TIC-TAC, TIC-TAC, TIC-TAC… Así paso las noches, escuchando un ruidito que sólo existe en mi interior, preocupado por cosas que se me escapan e intentando conciliar el sueño. A la par, siento como mis ojos abiertos de insomne se resisten a cerrarse y a trompicones buscan las pequeñas luces led de los distintos cacharritos electrónicos que transgreden la oscuridad de mi habitación. Vuelta a un lado. Vuelta a otro lado. Boca arriba. Boca abajo. Viaje al aseo. Paseo por la casa… TIC-TAC, TIC-TAC, TIC-TAC.
Habiendo leído artículos y manuales de cómo dormir, intento llevar una vida ordenada. Cada noche me preparo para dormir. Me voy a la cama pronto. Y antes tomo infusiones relajantes. También leo todas las noches. Pero ni con esas. No cojo el sueño. Los runrunes ahí quedan… que si el trabajo, que si los niños, que si hay que pagar tal, que si hay que hacer cual. Y lo gracioso es que estos son runrunes propios del más común de los mortales. De hecho, no me quitan el sueño, todo lo más, me lo aplazan.
Los runrunes que me quitan el sueño tienen un carácter menos mundano. Me abordan de repente en plena noche con preguntas tales como ¿y todo esto para qué? ¿pero qué maldita broma es esta? ¿para qué tanto esfuerzo si el final es el que es? ¿hacia dónde va el mundo? ¿qué va a ser de los míos cuando yo no esté? ¿Existe un Dios o solo somos los únicos habitantes de un universo que realmente es un destartalado elefante que viaja subido sobre la concha de una puta tortuga gigante milenaria? Cuestiones que por más que pienso no puedo llegar a responder y que me obsesionan, me angustian, me quitan el sueño. TIC-TAC, TIC-TAC, TIC-TAC.
No me ayuda mucho saber que, como dijo Fernando Arrabal, el milenarismo va a llegar. O tal vez, puede que ya haya llegado: salimos de un mundo en clausura por culpa de la pandemia para que nos metieran en una nueva guerra en Europa, los precios de la energía y de los alimentos están disparados, las desigualdades sociales han llegado a su punto más alto en años, se están produciendo cambios en un orden mundial donde nuevas potencias han dicho eso de «estamos aquí», más hambrunas, revueltas, sequías, incendios, catástrofes…

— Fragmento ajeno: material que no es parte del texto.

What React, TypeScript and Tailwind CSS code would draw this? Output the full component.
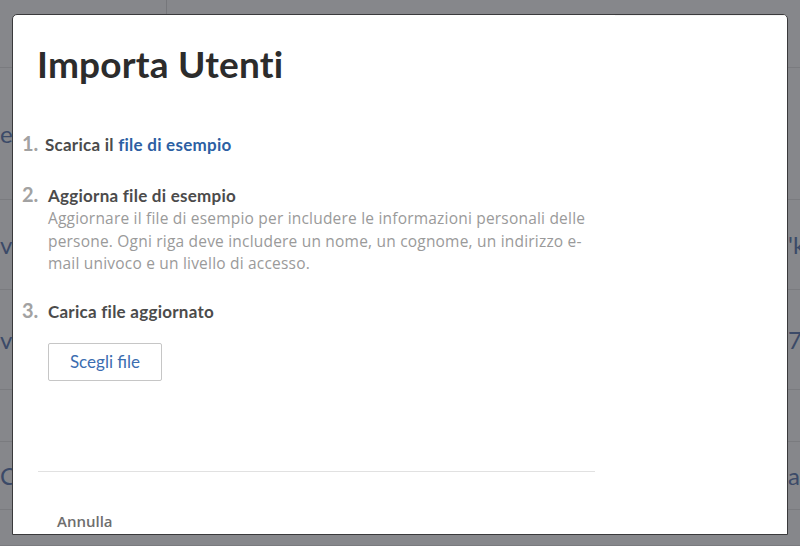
import React from "react";

const bgRows = [
  { h: 68, left: "", right: "" },
  { h: 132, left: "elenco", right: "" },
  { h: 90, left: "vista", right: "'k" },
  { h: 100, left: "vista", right: "7I" },
  { h: 52, left: "", right: "" },
  { h: 68, left: "Contatti", right: "a" },
  { h: 36, left: "", right: "" },
];

export default function App() {
  return (
    <div className="relative w-[800px] h-[546px] overflow-hidden bg-[#86878b]" style={{ fontFamily: "Lato, sans-serif" }}>
      {/* background page */}
      <div className="flex flex-col">
        {bgRows.map((r, i) => (
          <div
            key={i}
            className="flex items-center justify-between border-b border-[#7a7b7f] text-[24px] text-[#3b4a68]"
            style={{ height: r.h }}
          >
            <div className="flex h-full items-center">
              {i === 0 ? (
                <div className="ml-[166px] h-full border-l border-[#76777b]" />
              ) : (
                <span className="w-[12px] overflow-hidden whitespace-nowrap">{r.left}</span>
              )}
            </div>
            <span className="mr-[-4px] w-[16px] overflow-hidden whitespace-nowrap">{r.right}</span>
          </div>
        ))}
      </div>

      {/* modal */}
      <div className="absolute left-[12px] top-[14px] w-[776px] h-[521px] overflow-hidden rounded-t-[5px] border border-[#3a3a3c] bg-white">
        <div className="absolute right-0 top-[-1px] h-[2px] w-[172px] bg-[#f4f4f4]" />
        <h1 className="ml-[24px] mt-[25px] text-[37px] font-bold leading-[48px] tracking-[0.2px] text-[#2c2c2c]">
          Importa Utenti
        </h1>

        <ol className="ml-[9px] mt-[44px] flex w-[600px] flex-col">
          <li className="flex items-baseline">
            <span className="w-[23px] shrink-0 text-[20px] font-bold leading-[22px] text-[#a2a2a2]">1.</span>
            <span className="text-[17px] font-bold leading-[22px] tracking-[0.25px] text-[#4b4b4b]">
              Scarica il <span className="text-[#2d5fa3]">file di esempio</span>
            </span>
          </li>
          <li className="mt-[27px] flex items-baseline">
            <span className="w-[26px] shrink-0 text-[20px] font-bold leading-[22px] text-[#a2a2a2]">2.</span>
            <div className="flex w-[552px] flex-col">
              <span className="text-[17px] font-bold leading-[22px] tracking-[0.25px] text-[#4b4b4b]">Aggiorna file di esempio</span>
              <p
                className="text-[15.5px] leading-[22.5px] tracking-[0.2px] text-[#9a9a9a]"
                style={{ fontFamily: "'Open Sans', sans-serif" }}
              >
                Aggiornare il file di esempio per includere le informazioni personali delle persone. Ogni riga deve includere un nome, un cognome, un indirizzo e-mail univoco e un livello di accesso.
              </p>
            </div>
          </li>
          <li className="mt-[24px] flex items-baseline">
            <span className="w-[26px] shrink-0 text-[20px] font-bold leading-[22px] text-[#a2a2a2]">3.</span>
            <div className="flex flex-col">
              <span className="text-[17px] font-bold leading-[22px] tracking-[0.25px] text-[#4b4b4b]">Carica file aggiornato</span>
              <button className="mt-[20px] h-[38px] w-[114px] rounded-[2px] border border-[#c6c6c6] bg-white text-[17px] text-[#3b6db0]">
                Scegli file
              </button>
            </div>
          </li>
        </ol>

        <div className="ml-[25px] mt-[90px] h-px w-[557px] bg-[#e1e1e1]" />

        <div
          className="ml-[44px] mt-[39px] text-[15px] font-semibold leading-[20px] text-[#6e6e6e]"
          style={{ fontFamily: "'Open Sans', sans-serif" }}
        >
          Annulla
        </div>
      </div>
    </div>
  );
}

Y a todo esto, el ser humano, que es capaz de hacer muchas cosas buenas, parece que cada día se torna más gilipollas. Al menos, esa parte de la humanidad que tiene tiempo suficiente como para permitirse ser gilipollas. Vamos, eso que llamamos Occidente, formado por personas preocupadas por ellas mismas y por cuanto sucede en su casa, en la «esmartiví» de su comedor o en la pantallita de su dispositivo móvil de mil euros. Personas acostumbradas a reaccionar a base de likes, posts, o marcándose un pegote tipo «je suis Charlie» cuando un evento inesperado irrumpe abruptamente en su impostada paz interior de escayola mantenida a base de pan, circo y una pastillita de soma.
El reloj del juicio final hoy marca 90 segundos para la medianoche. El mundo tal y como lo conocemos se va a la mierda. TIC-TAC, TIC-TAC, TIC-TAC. Pero no seré yo quien reniegue de la cultura occidental. Que yo también tomo mi ración diaria de pan, circo y soma. Y aun así, siempre reivindicaré la importancia del pensamiento crítico, de estar bien informado de cuanto acontece por diversos medios, de aprender cosas nuevas, de dejar abierta la mente a todo tipo de ideas, personas y conocimientos. Huiré de las ideas preconcebidas, de los prejuicios y convencionalismos, así como de las personas gregarias y de las que nada aportan. Buscaré hacer las cosas de otra forma, tomaré ideas de unos y de otros, cambiaré de pareceres. Y todo ello, aunque me siga quitando el sueño. TIC-TAC, TIC-TAC, TIC-TAC.
Al fin y al cabo, la bella durmiente nunca me cayó bien.